This article is an explanation of a method I’ve been using to design code such that you maximize test-ability, velocity and reduce technical debt throughout the life of the product.
This is a culmination of experience building and scaling products at https://mailgun.com. In this article, we will follow an imaginary product from design, to deployment, to scale and unforeseen new requirements. The goal here is to give you a birds eye view of how good code architecture can become an asset over the life of a product.

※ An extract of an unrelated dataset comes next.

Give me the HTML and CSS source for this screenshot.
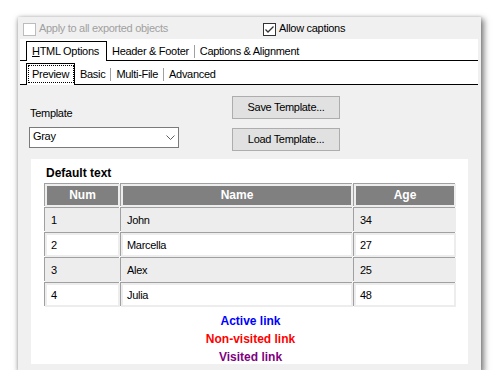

Let’s start by thinking about how we should mentally model our code architecture. A mental model allows us to reason about the system as a whole without having to understand all the details of the abstractions that make up the mental model. The mental model I’m presenting here has successfully been used to create and reason about code and architecture at Mailgun. This way of thinking presents us with maximum flexibility, helps us avoid and manage technical debt, and allows us to maintain high-quality code over the lifetime of the product.
In this article we present an approach inspired by Domain Driven Design, Abstraction, Separation Of Concerns and Data Ownership principles. I call this DACO for short (Domain, Abstract, Concern, Ownership). Most of these principles are not new and have been around for years. The only real innovation here is the concept of data ownership, or the passing of ownership from one system to the other. Mastering this concept is vitally important to writing good code, and good architecture.
Let’s consider the creation of an email forwarding product, and for the remainder of this article we will follow this product throughout its creation and maintenance life cycle to see how the movement of data, interfaces, and code change can play out over the life cycle of a product.
The Forwarding Product
Let us first consider a simple CRUD interface for our product. This is where users will create and delete forwarding rules for our email forwarding product.
Here we define the simplest of features for our product. With this, we can create a rule that says. “When we receive an email addressed to
email@example.com we forward the the email to
Now let’s assume we will store these rules in a database and model the interfaces that will make up this portion of our service.
The first two interfaces in our mental model are also abstractions of both input and output. The
RuleStore abstracts away the database we are using and is an example of the Repository pattern. The second abstraction is the
HttpAPI. You can think of
HttpAPI not as the interface for the service, but as a network interface for the
RuleStore. This is because it’s primary function is to expose
RuleStore methods to the network.
But why don’t we just organize the code in a procedural manner? These interfaces don’t seem to follow the procedure of what is actually happening to the data as it passes through the service, why would we complicate things with interfaces so early in the project? To understand why these abstractions are important, let’s talk about how the rule (our data) passes through our system from a strictly procedural point of view. Here is a visualization of what is occurring when we create a new rule.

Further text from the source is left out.